## The request
Copy out the lines that have "page" in them.

## Data block

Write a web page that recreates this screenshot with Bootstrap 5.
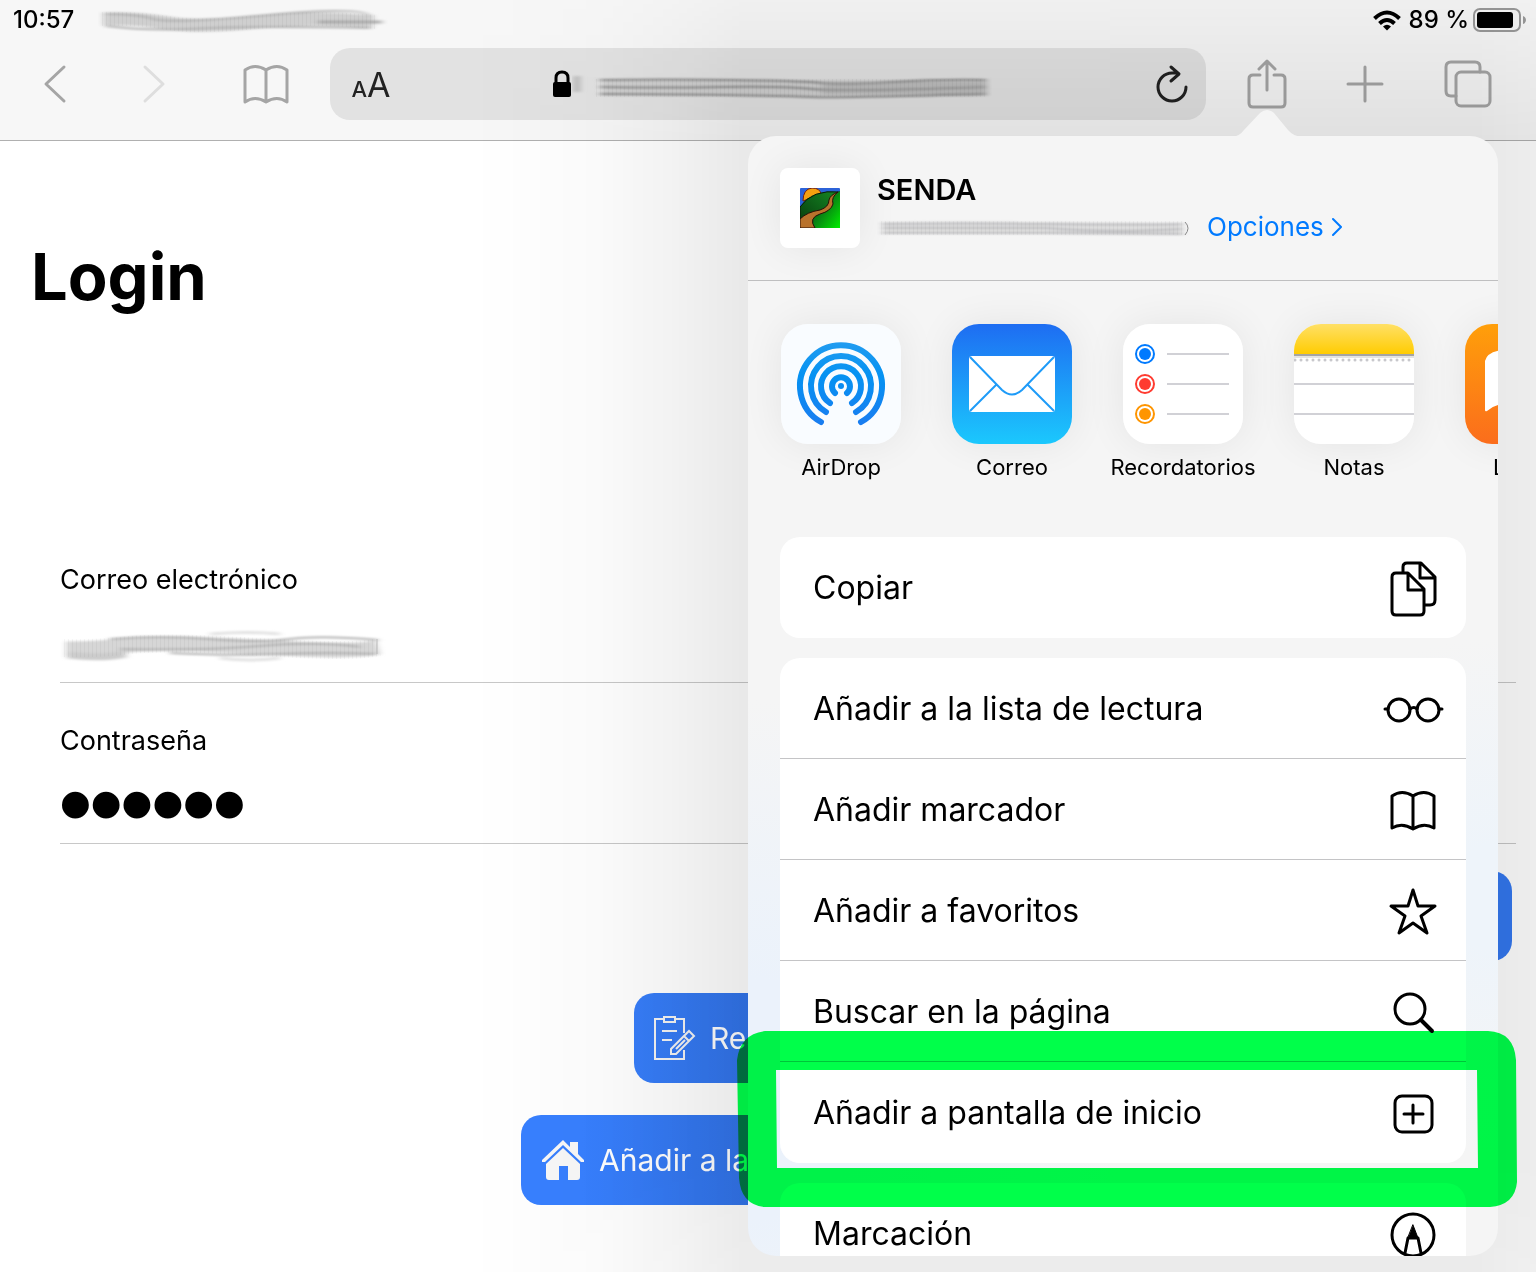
<!DOCTYPE html>
<html lang="es">
<head>
<meta charset="utf-8">
<meta name="viewport" content="width=device-width, initial-scale=1">
<title>SENDA - Login</title>
<link rel="stylesheet" href="https://cdn.jsdelivr.net/npm/bootstrap@5.3.0/dist/css/bootstrap.min.css">
<style>
  body { font-family: Inter, "Liberation Sans", sans-serif; color: #000; min-height: 100vh; }
  svg { display: block; flex: none; }
  .line-icon { fill: none; stroke: currentColor; stroke-width: 3; stroke-linecap: round; stroke-linejoin: round; }
  .line-thin { stroke-width: 2; }

  /* Browser chrome */
  .chrome { background: #f7f7f7; border-bottom: 1px solid #b0b0b0; height: 141px; }
  .status { height: 40px; padding: 0 10px 0 13px; font-size: 24px; line-height: 40px; font-weight: 500; }
  .toolbar { height: 88px; }
  .tool { width: 48px; height: 56px; padding: 0; border: 0; background: none; color: #a5a5a5; display: flex; align-items: center; justify-content: center; }
  .tool:disabled { color: #dedede; }
  .nav-tools { padding: 0 40px 0 31px; }
  .nav-tools .forward { margin: 0 64px 0 51px; }
  .page-tools { padding: 0 44px 0 37px; }
  .page-tools .new-tab { margin: 0 55px 0 50px; }
  .address { height: 72px; background: #e2e2e2; border-radius: 20px; padding: 0 10px 0 17px; }
  .tool.dark { color: #222; }
  .reader { color: #333; line-height: 40px; font-weight: 500; white-space: nowrap; padding-top: 8px; }
  .reader-s { font-size: 22px; }
  .reader-l { font-size: 34px; font-weight: 400; }

  /* Login page */
  .login { padding: 96px 20px 0 60px; }
  .login h1 { font-size: 65px; line-height: 80px; font-weight: 700; margin: 0 0 245px -29px; }
  .field { margin-bottom: 40px; }
  .field label { display: block; font-size: 27px; line-height: 36px; }
  .field input { height: 85px; border: 0; border-bottom: 1px solid #c8c8c8; border-radius: 0; padding: 0; background: none; color: #000; }
  .field input[type=password] { font: 88px/78px "Liberation Sans", sans-serif; padding-top: 6px; -webkit-text-stroke: 3px #000; }
  .field .smear { position: absolute; left: 0; top: 29px; }
  .actions { gap: 32px; margin-top: -13px; }
  .btn-senda { background: #3478f0; color: #fff; border: 0; border-radius: 20px; height: 90px; font-size: 30px; line-height: 40px; padding: 0 20px; display: flex; align-items: center; gap: 14px; white-space: nowrap; }
  .btn-senda:hover { background: #3171e0; color: #fff; }
  .btn-mid { width: 308px; background: linear-gradient(to right, #377efa, #3274ea 120px); }
  .btn-wide { width: 534px; background: linear-gradient(to right, #3880ff 60px, #3274ea 230px); }

  /* Share sheet */
  .share { position: absolute; top: 136px; right: 38px; bottom: 16px; width: 750px; max-width: 96vw; }
  .share::before { content: ""; position: absolute; inset: -136px -38px -16px -280px; pointer-events: none;
    background: linear-gradient(to right, rgba(0,0,0,0), rgba(0,0,0,.006) 60px, rgba(0,0,0,.02) 130px, rgba(0,0,0,.046) 200px, rgba(0,0,0,.088) 275px, rgba(0,0,0,.09) calc(100% - 60px), rgba(0,0,0,.07));
    -webkit-mask-image: linear-gradient(rgba(0,0,0,.33), rgba(0,0,0,.62) 60px, #000 140px, #000 calc(100% - 120px), rgba(0,0,0,.85));
    mask-image: linear-gradient(rgba(0,0,0,.33), rgba(0,0,0,.62) 60px, #000 140px, #000 calc(100% - 120px), rgba(0,0,0,.85)); }
  .share-tip { position: absolute; top: -26px; right: 195px; }
  .share-body { position: relative; height: 100%; overflow: hidden; border-radius: 28px;
    background: radial-gradient(380px 400px at 0 86%, #ebf2fb 30%, rgba(235,242,251,0)), radial-gradient(260px 260px at 100% 68%, #eef4fa 20%, rgba(238,244,250,0)), #f5f5f5; }
  .share-head { height: 145px; padding: 0 32px; gap: 17px; border-bottom: 1px solid #bfbfc0; }
  .site-icon { width: 80px; height: 80px; border-radius: 8px; background: #fff; box-shadow: 0 0 40px rgba(0,0,0,.07); }
  .site-name { font-size: 29px; line-height: 38px; font-weight: 600; }
  .options { font-size: 26px; line-height: 36px; color: #007aff; text-decoration: none; }
  .apps { padding: 43px 0 0 19px; gap: 23px; height: 256px; overflow: hidden; }
  .app { width: 148px; flex: none; color: #000; text-decoration: none; font-size: 22px; line-height: 28px; }
  .app svg { margin: 0 auto 9px; border-radius: 27px; box-shadow: 0 0 40px rgba(0,0,0,.07); }
  .acts { margin: 0 32px 20px; border-radius: 20px; }
  .act { height: 101px; border: 0; border-bottom: 1px solid #c4c4c6; padding: 1px 20px 0 33px; font-size: 32px; line-height: 44px; color: #000; background: #fff; }
  .act:last-child { border-bottom-color: #fff; }
  .marker { position: absolute; left: -12px; top: 892px; mix-blend-mode: multiply; pointer-events: none; }
</style>
<script src="https://cdn.jsdelivr.net/npm/bootstrap@5.3.0/dist/js/bootstrap.bundle.min.js"></script>
</head>
<body class="position-relative overflow-hidden bg-white">

<svg width="0" height="0" class="position-absolute" aria-hidden="true">
  <defs>
    <filter id="soft" x="-5%" y="-50%" width="110%" height="200%"><feGaussianBlur stdDeviation="3 1"/></filter>
    <pattern id="comb" width="4" height="8" patternUnits="userSpaceOnUse"><rect width="1" height="8" fill="#000" fill-opacity=".04"/></pattern>
  </defs>
</svg>

<header class="chrome">
  <div class="status d-flex align-items-center">
    <span>10:57</span>
    <svg class="ms-4" width="290" height="28" viewBox="0 0 290 28" fill="none" aria-hidden="true">
      <g filter="url(#soft)">
        <path d="M5 13Q40 12 70 17T160 16T275 16" stroke="#cfcfcf" stroke-width="13"/>
        <path d="M8 8Q40 8 55 13T170 9T272 11M8 20Q50 25 90 23T180 21T272 22" stroke="#b4b4b4" stroke-width="2"/>
        <path d="M220 16L284 16" stroke="#aaa" stroke-width="3"/>
      </g>
      <path d="M2 13Q40 12 70 17T160 16T278 16" stroke="url(#comb)" stroke-width="14"/>
    </svg>
    <svg class="ms-auto" width="28" height="21" viewBox="0 0 28 21" fill="none" stroke="#000" stroke-width="4" aria-label="Wi-Fi">
      <path d="M1.500 8.500Q14-3.500 26.500 8.500M6.500 13.500Q14 6.500 21.500 13.500"/>
      <path d="M10 16.500Q14 13 18 16.500L14 20.500Z" fill="#000" stroke="none"/>
    </svg>
    <span class="ms-2">89 %</span>
    <svg class="ms-1" width="53" height="24" viewBox="0 0 53 24" aria-label="Batería">
      <rect x="1" y="1" width="46" height="22" rx="6" fill="none" stroke="#999" stroke-width="2"/>
      <rect x="4" y="4" width="36" height="16" rx="3"/>
      <path d="M50 8Q53 9 53 12T50 16Z" fill="#999"/>
    </svg>
  </div>

  <nav class="toolbar d-flex align-items-center">
    <div class="nav-tools d-flex align-items-center">
      <button class="tool" aria-label="Atrás"><svg class="line-icon" width="24" height="40" viewBox="0 0 24 40"><path d="M21 3L3 20L21 37"/></svg></button>
      <button class="tool forward" disabled aria-label="Adelante"><svg class="line-icon" width="24" height="40" viewBox="0 0 24 40"><path d="M3 3L21 20L3 37"/></svg></button>
      <button class="tool" aria-label="Marcadores"><svg class="line-icon" width="46" height="40" viewBox="0 0 46 40"><path d="M23 6V38M23 6Q12-1 2 6V38Q12 31 23 38Q34 31 44 38V6Q34-1 23 6"/></svg></button>
    </div>
    <div class="address d-flex align-items-center flex-grow-1">
      <button class="tool dark reader" aria-label="Tamaño del texto"><span><span class="reader-s">A</span><span class="reader-l">A</span></span></button>
      <div class="flex-grow-1 d-flex justify-content-center align-items-center">
        <svg width="20" height="28" viewBox="0 0 20 28" aria-label="Sitio seguro"><path d="M4 13V8Q4 2 10 2T16 8V13" fill="none" stroke="#000" stroke-width="3"/><rect x="1" y="12" width="18" height="15" rx="2"/></svg>
        <svg class="mt-2" width="420" height="32" viewBox="0 0 420 32" fill="none" aria-hidden="true">
          <g filter="url(#soft)">
            <path d="M2 12H8" stroke="#999" stroke-width="16" opacity=".6"/>
            <path d="M30 16H416" stroke="#bbb" stroke-width="16" opacity=".5"/>
            <path d="M28 8Q90 7 160 8T250 11T320 10T414 8M28 15Q90 16 150 15T240 17T414 15M28 22Q80 22 150 23T240 25T414 22" stroke="#8c8c8c" stroke-width="2"/>
            <path d="M250 16H414" stroke="#aaa" stroke-width="12" opacity=".5"/>
          </g>
          <path d="M24 16H416" stroke="url(#comb)" stroke-width="18"/>
        </svg>
      </div>
      <button class="tool dark" aria-label="Recargar"><svg class="line-icon" width="34" height="40" viewBox="0 0 34 40"><path d="M31 23A14 14 0 1 1 17 9H23M16 3L24 10L16 17"/></svg></button>
    </div>
    <div class="page-tools d-flex align-items-center">
      <button class="tool" aria-label="Compartir"><svg class="line-icon" width="40" height="50" viewBox="0 0 40 50"><path d="M13 16H6Q2 16 2 20V44Q2 48 6 48H34Q38 48 38 44V20Q38 16 34 16H27M20 31V3M12 10L20 2L28 10"/></svg></button>
      <button class="tool new-tab" aria-label="Nueva pestaña"><svg class="line-icon" width="38" height="38" viewBox="0 0 38 38"><path d="M19 2V36M2 19H36"/></svg></button>
      <button class="tool" aria-label="Pestañas"><svg class="line-icon" width="48" height="48" viewBox="0 0 48 48"><path d="M12 36H7Q2 36 2 31V7Q2 2 7 2H31Q36 2 36 7V12"/><rect x="12" y="12" width="34" height="34" rx="5"/></svg></button>
    </div>
  </nav>
</header>

<main class="login">
  <h1>Login</h1>
  <form>
    <div class="field">
      <label for="email">Correo electrónico</label>
      <div class="position-relative">
        <input id="email" type="email" class="w-100 d-block">
        <svg class="smear" width="326" height="40" viewBox="0 0 326 40" fill="none" aria-hidden="true">
          <g filter="url(#soft)">
            <path d="M6 22Q40 22 70 18T200 20T318 20" stroke="#d6d6d6" stroke-width="15"/>
            <path d="M8 28Q40 32 66 27" stroke="#ccc" stroke-width="7"/>
            <path d="M50 12Q100 8 150 12T230 12T318 13M60 22Q140 24 200 19T300 20M110 26Q170 29 220 27T316 27" stroke="#b4b4b4" stroke-width="2"/>
            <path d="M150 7Q190 4 220 7M160 31Q190 35 220 31" stroke="#e2e2e2" stroke-width="3"/>
          </g>
          <path d="M4 21Q40 22 70 18T200 20T318 20" stroke="url(#comb)" stroke-width="18"/>
          <path d="M317 12V27" stroke="#bbb"/>
        </svg>
      </div>
    </div>
    <div class="field">
      <label for="pass">Contraseña</label>
      <input id="pass" type="password" value="sendas" class="w-100 d-block">
    </div>
    <div class="actions d-flex flex-column align-items-center">
      <button type="submit" class="btn btn-senda align-self-end me-1">Entrar</button>
      <button type="button" class="btn btn-senda btn-mid">
        <svg width="42" height="48" viewBox="0 0 42 48" fill="none" stroke="#f4f4f4" stroke-width="2"><path d="M11 5H1V45H30V36M30 19V5H21M10 3H21V8H10ZM8 17H23M8 26H18"/><path d="M17 40V35L35 17L40 22L22 40ZM30 22L35 27M22 35L31 26"/></svg>
        <span>Reset</span>
      </button>
      <button type="button" class="btn btn-senda btn-wide">
        <svg width="44" height="42" viewBox="0 0 44 42" fill="#f8f8f8"><path d="M22 1L29 8V3H37V15L43 21V23H40L22 6L4 23H1V21Z"/><path d="M22 9L39 25V38Q39 41 36 41H27V27H18V41H8Q5 41 5 38V25Z"/></svg>
        <span>Añadir a la pantalla de inicio</span>
      </button>
    </div>
  </form>
</main>

<aside class="share">
  <svg class="share-tip" width="72" height="27" viewBox="0 0 72 27"><path d="M0 27Q8 27 13 20L29 3Q36-3 43 3L57 20Q63 27 72 27Z" fill="#f5f5f5"/></svg>
  <div class="share-body">
    <div class="share-head d-flex align-items-center">
      <div class="site-icon d-flex align-items-center justify-content-center">
        <svg width="40" height="40" viewBox="0 0 40 40">
          <defs><linearGradient id="hill" x1="0" y1="0" x2="1" y2="1"><stop offset=".35" stop-color="#0a6a18"/><stop offset="1" stop-color="#00ee00"/></linearGradient>
          <linearGradient id="far" x1="1" y1="0" x2="0" y2="1"><stop offset="0" stop-color="#168a24"/><stop offset="1" stop-color="#06380c"/></linearGradient></defs>
          <rect width="40" height="40" rx="1" fill="#2c62d8"/>
          <path d="M3 13Q3 1 12 0Q20 0 21 6Z" fill="#f5a010" stroke="#7a2008"/>
          <path d="M0 19Q12 1 40 4V40H0Z" fill="url(#far)" stroke="#081808"/>
          <path d="M15 40Q8 29 22 24Q33 19 31 11L40 3V40Z" fill="url(#hill)"/>
          <path d="M0 40V31Q7 24 20 22Q29 19 29 12Q30 7 38 4Q31 9 33 16Q31 23 20 26Q8 30 15 40Z" fill="#b8722c" stroke="#281008"/>
        </svg>
      </div>
      <div>
        <div class="site-name">SENDA</div>
        <div class="d-flex align-items-center">
          <svg width="314" height="24" viewBox="0 0 314 24" fill="none" class="me-3" aria-hidden="true">
            <g filter="url(#soft)">
              <path d="M5 13Q80 12 170 13T306 14" stroke="#dfdfdf" stroke-width="12"/>
              <path d="M5 9Q80 8 170 9T306 9M5 13H170Q230 18 306 14M5 18Q80 18 170 18T306 19" stroke="#bdbdc0" stroke-width="2"/>
            </g>
            <path d="M4 13H308" stroke="url(#comb)" stroke-width="14"/>
            <path d="M308 7Q314 13 308 20" stroke="#888"/>
          </svg>
          <a href="#" class="options d-flex align-items-center">Opciones
            <svg class="line-icon line-thin ms-2" width="14" height="22" viewBox="2 0 14 22"><path d="M3 3L11 11L3 19"/></svg></a>
        </div>
      </div>
    </div>

    <div class="apps d-flex">
      <a href="#" class="app text-center">
        <svg width="120" height="120" viewBox="0 0 120 120">
          <defs><linearGradient id="air" gradientUnits="userSpaceOnUse" x1="0" y1="18" x2="0" y2="102"><stop offset="0" stop-color="#229cf0"/><stop offset=".4" stop-color="#0592f2"/><stop offset="1" stop-color="#1b7cf0"/></linearGradient></defs>
          <rect width="120" height="120" fill="#f9fcff"/>
          <circle cx="60" cy="62" r="3" fill="#0a8cf2"/>
          <g fill="none" stroke="url(#air)" stroke-width="6" stroke-linecap="round"><path d="M54 69A9 9 0 1 1 66 69" /><path d="M49 79A20 20 0 1 1 71 79"/><path d="M45 88A30 30 0 1 1 75 88"/><path d="M40 98A41 41 0 1 1 80 98"/></g>
        </svg>AirDrop</a>
      <a href="#" class="app text-center">
        <svg width="120" height="120" viewBox="0 0 120 120">
          <defs><linearGradient id="mail" x1="0" y1="0" x2="0" y2="1"><stop offset="0" stop-color="#1e6df2"/><stop offset="1" stop-color="#1bc8fd"/></linearGradient></defs>
          <rect width="120" height="120" fill="url(#mail)"/>
          <rect x="17" y="32" width="86" height="56" rx="3" fill="#fff"/>
          <path d="M18 33L50 66Q60 75 70 66L102 33M18 87L44 61M102 87L76 61" fill="none" stroke="#1e9bf8" stroke-width="2"/>
        </svg>Correo</a>
      <a href="#" class="app text-center">
        <svg width="120" height="120" viewBox="0 0 120 120" fill="none" stroke-width="2">
          <rect width="120" height="120" fill="#fff"/>
          <g stroke="#d1d1d6"><path d="M44 30H106M44 60H106M44 90H106"/></g>
          <circle cx="22" cy="30" r="9" stroke="#007aff"/><circle cx="22" cy="30" r="6" fill="#007aff"/>
          <circle cx="22" cy="60" r="9" stroke="#ff3b30"/><circle cx="22" cy="60" r="6" fill="#ff3b30"/>
          <circle cx="22" cy="90" r="9" stroke="#ff9500"/><circle cx="22" cy="90" r="6" fill="#ff9500"/>
        </svg>Recordatorios</a>
      <a href="#" class="app text-center">
        <svg width="120" height="120" viewBox="0 0 120 120">
          <defs><linearGradient id="note" x1="0" y1="0" x2="0" y2="1"><stop offset="0" stop-color="#ffe066"/><stop offset="1" stop-color="#ffcc02"/></linearGradient></defs>
          <rect width="120" height="120" fill="#fff"/><rect width="120" height="30" fill="url(#note)"/>
          <rect y="30" width="120" height="2" fill="#a5a5a5"/><rect y="32" width="120" height="2" fill="#e4e4e4"/>
          <path d="M1 36H120" stroke="#c8c8cc" stroke-width="3" stroke-linecap="round" stroke-dasharray="0 6"/>
          <path d="M0 60H120M0 90H120" stroke="#d1d1d6" stroke-width="2"/>
        </svg>Notas</a>
      <a href="#" class="app text-center">
        <svg width="120" height="120" viewBox="0 0 120 120">
          <defs><linearGradient id="libro" x1="0" y1="0" x2="0" y2="1"><stop offset="0" stop-color="#ff9f0a"/><stop offset="1" stop-color="#fb6d1c"/></linearGradient></defs>
          <rect width="120" height="120" fill="url(#libro)"/>
          <path d="M20 37Q22 28 38 26Q52 26 58 34V92Q40 72 22 87Q20 88 20 86ZM62 34Q80 18 100 37V88Q80 72 62 92Z" fill="#fff"/>
        </svg>Libros</a>
    </div>

    <div class="list-group acts">
      <button class="list-group-item act d-flex align-items-center justify-content-between">Copiar
        <svg class="line-icon" width="64" height="64" viewBox="0 3 64 64"><path d="M21 19V14Q21 10 25 10H39L53 24V47Q53 52 48 52H43M38 10V25H53"/><path d="M14 20H26L42 36V58Q42 62 38 62H14Q10 62 10 58V24Q10 20 14 20ZM26 21V37H42" fill="#fff"/></svg></button>
    </div>
    <div class="list-group acts">
      <button class="list-group-item act d-flex align-items-center justify-content-between">Añadir a la lista de lectura
        <svg class="line-icon" width="64" height="64" viewBox="0 0 64 64"><circle cx="17" cy="33" r="11"/><circle cx="46" cy="33" r="11"/><path d="M28 32Q32 29 35 32M3 32H6M57 32H60"/></svg></button>
      <button class="list-group-item act d-flex align-items-center justify-content-between">Añadir marcador
        <svg class="line-icon" width="64" height="64" viewBox="0 0 64 64"><path d="M31 18V51M31 18Q20 11 10 18V50Q20 44 31 51Q42 44 52 50V18Q42 11 31 18"/></svg></button>
      <button class="list-group-item act d-flex align-items-center justify-content-between">Añadir a favoritos
        <svg class="line-icon" width="64" height="64" viewBox="0 0 64 64"><path d="M31 11L36 27H53L39 37L45 54L31 44L17 54L23 37L9 27H26Z"/></svg></button>
      <button class="list-group-item act d-flex align-items-center justify-content-between">Buscar en la página
        <svg class="line-icon" width="64" height="64" viewBox="0 0 64 64"><circle cx="28" cy="29" r="15"/><path d="M39 40L50 51" stroke-width="4"/></svg></button>
      <button class="list-group-item act d-flex align-items-center justify-content-between">Añadir a pantalla de inicio
        <svg class="line-icon" width="64" height="64" viewBox="0 0 64 64"><rect x="13" y="15" width="37" height="36" rx="7"/><path d="M31 24V42M22 33H41"/></svg></button>
    </div>
    <div class="list-group acts">
      <button class="list-group-item act d-flex align-items-center justify-content-between">Marcación
        <svg class="line-icon" width="64" height="64" viewBox="0 0 64 64"><circle cx="31" cy="33" r="21"/><path d="M23 51L26 36H36L39 51"/><path d="M31 23L36 36H26Z" fill="#000" stroke-width="1"/></svg></button>
    </div>
  </div>
  <svg class="marker" width="784" height="184" viewBox="0 0 784 184" aria-hidden="true">
    <path fill="#00ff4a" fill-rule="evenodd" d="M29 3H752Q778 4 780 32L781 154Q779 177 754 179H29Q5 177 3 150L1 32Q4 6 29 3ZM40 42L41 140H742L741 42Z"/>
  </svg>
</aside>
</body>
</html>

## Answer below
Write a web page that recreates this screenshot with Bootstrap 5.
  .page-tools { padding: 0 44px 0 37px; }
  .page-tools .new-tab { margin: 0 55px 0 50px; }
  /* Login page */
    <div class="page-tools d-flex align-items-center">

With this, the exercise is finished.